GIVEN TASK: Return exactly, and only, the lines from the one holding "Clone this screenshot in React" through the one holding "import React from", both included; the pictures stay out.

EXERCISE DATA:

####################

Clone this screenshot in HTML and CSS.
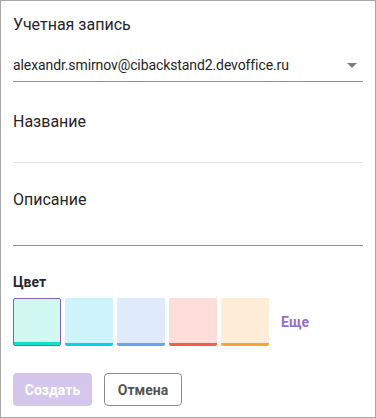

####################

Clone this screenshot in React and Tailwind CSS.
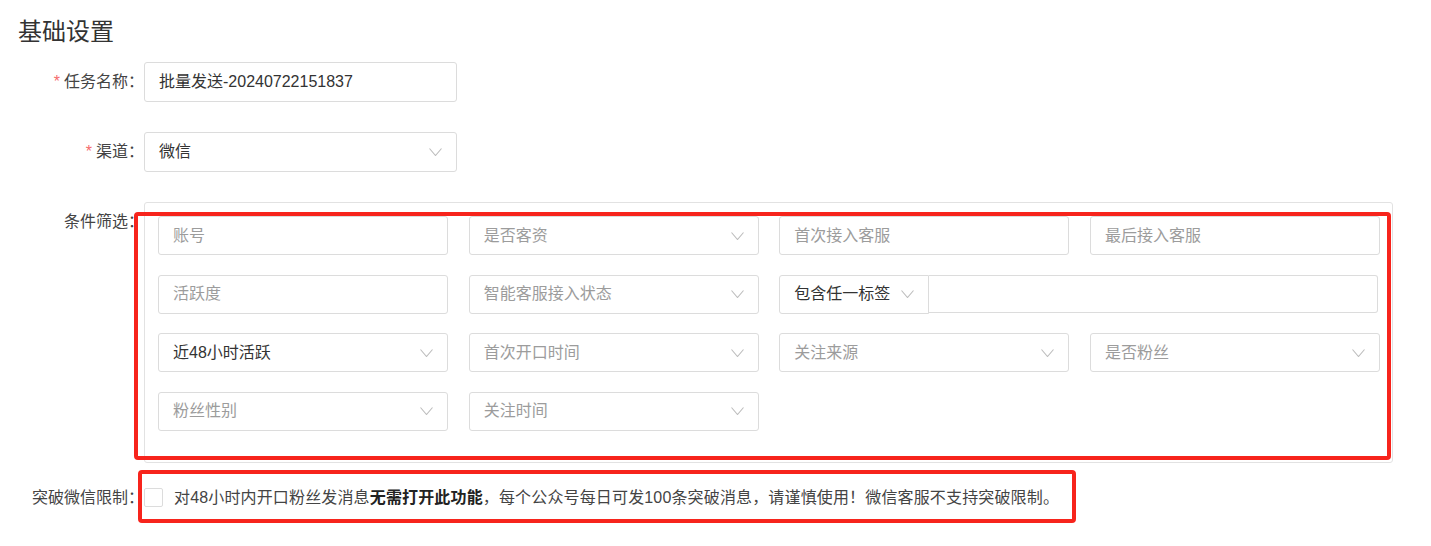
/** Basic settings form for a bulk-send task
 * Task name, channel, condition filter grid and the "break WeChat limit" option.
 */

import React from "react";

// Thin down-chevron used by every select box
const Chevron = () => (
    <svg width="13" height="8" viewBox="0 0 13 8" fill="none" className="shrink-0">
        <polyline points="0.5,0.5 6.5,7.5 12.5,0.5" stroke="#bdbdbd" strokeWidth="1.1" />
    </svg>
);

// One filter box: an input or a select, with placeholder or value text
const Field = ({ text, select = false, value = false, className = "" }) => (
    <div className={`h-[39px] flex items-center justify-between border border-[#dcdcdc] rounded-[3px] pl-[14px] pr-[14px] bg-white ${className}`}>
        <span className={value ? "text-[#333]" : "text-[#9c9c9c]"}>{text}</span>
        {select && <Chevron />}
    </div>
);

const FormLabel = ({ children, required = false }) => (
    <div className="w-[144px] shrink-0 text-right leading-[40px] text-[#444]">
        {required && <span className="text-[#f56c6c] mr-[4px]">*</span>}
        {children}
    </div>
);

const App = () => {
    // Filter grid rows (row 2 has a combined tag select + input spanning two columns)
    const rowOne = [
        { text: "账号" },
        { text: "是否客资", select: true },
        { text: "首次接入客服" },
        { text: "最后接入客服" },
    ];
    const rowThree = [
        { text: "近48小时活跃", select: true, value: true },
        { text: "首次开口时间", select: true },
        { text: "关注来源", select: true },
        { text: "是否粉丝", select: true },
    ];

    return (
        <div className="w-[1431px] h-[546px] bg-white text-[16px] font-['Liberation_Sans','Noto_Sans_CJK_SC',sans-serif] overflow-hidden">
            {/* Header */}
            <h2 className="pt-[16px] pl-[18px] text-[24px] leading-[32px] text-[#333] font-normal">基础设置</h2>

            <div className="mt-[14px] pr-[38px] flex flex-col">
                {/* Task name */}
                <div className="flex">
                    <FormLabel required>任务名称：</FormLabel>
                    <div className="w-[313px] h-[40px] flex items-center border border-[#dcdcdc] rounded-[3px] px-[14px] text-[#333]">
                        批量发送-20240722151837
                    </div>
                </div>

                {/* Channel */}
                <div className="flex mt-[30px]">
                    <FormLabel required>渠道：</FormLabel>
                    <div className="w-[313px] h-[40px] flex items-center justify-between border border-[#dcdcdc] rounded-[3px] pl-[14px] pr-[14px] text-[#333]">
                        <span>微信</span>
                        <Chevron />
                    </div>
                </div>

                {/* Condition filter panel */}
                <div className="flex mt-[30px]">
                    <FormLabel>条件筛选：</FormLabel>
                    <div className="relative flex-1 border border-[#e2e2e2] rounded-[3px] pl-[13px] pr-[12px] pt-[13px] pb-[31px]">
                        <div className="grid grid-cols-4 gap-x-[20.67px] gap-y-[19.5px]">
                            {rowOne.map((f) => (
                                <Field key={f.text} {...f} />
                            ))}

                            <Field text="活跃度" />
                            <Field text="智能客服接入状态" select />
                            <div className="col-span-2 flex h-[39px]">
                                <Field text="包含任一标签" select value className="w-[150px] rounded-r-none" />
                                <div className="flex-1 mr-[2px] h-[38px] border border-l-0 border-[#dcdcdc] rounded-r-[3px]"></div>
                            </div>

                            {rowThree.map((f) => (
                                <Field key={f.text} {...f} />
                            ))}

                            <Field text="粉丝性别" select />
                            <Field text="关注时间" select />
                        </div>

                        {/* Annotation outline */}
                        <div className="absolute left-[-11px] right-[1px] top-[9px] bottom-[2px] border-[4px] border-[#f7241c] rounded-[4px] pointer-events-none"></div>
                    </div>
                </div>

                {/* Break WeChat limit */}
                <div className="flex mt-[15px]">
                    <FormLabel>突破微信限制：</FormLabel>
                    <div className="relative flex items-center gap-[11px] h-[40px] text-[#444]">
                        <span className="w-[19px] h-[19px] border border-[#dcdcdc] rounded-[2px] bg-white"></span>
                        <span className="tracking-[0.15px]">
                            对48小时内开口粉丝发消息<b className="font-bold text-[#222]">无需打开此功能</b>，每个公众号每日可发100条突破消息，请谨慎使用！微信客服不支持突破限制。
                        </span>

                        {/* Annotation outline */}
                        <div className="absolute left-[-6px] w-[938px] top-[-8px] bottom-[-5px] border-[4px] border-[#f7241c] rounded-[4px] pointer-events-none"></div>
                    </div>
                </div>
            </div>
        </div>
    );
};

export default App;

####################

THE OUTPUT:
Clone this screenshot in React and Tailwind CSS.
/** Basic settings form for a bulk-send task
 * Task name, channel, condition filter grid and the "break WeChat limit" option.
 */

import React from "react";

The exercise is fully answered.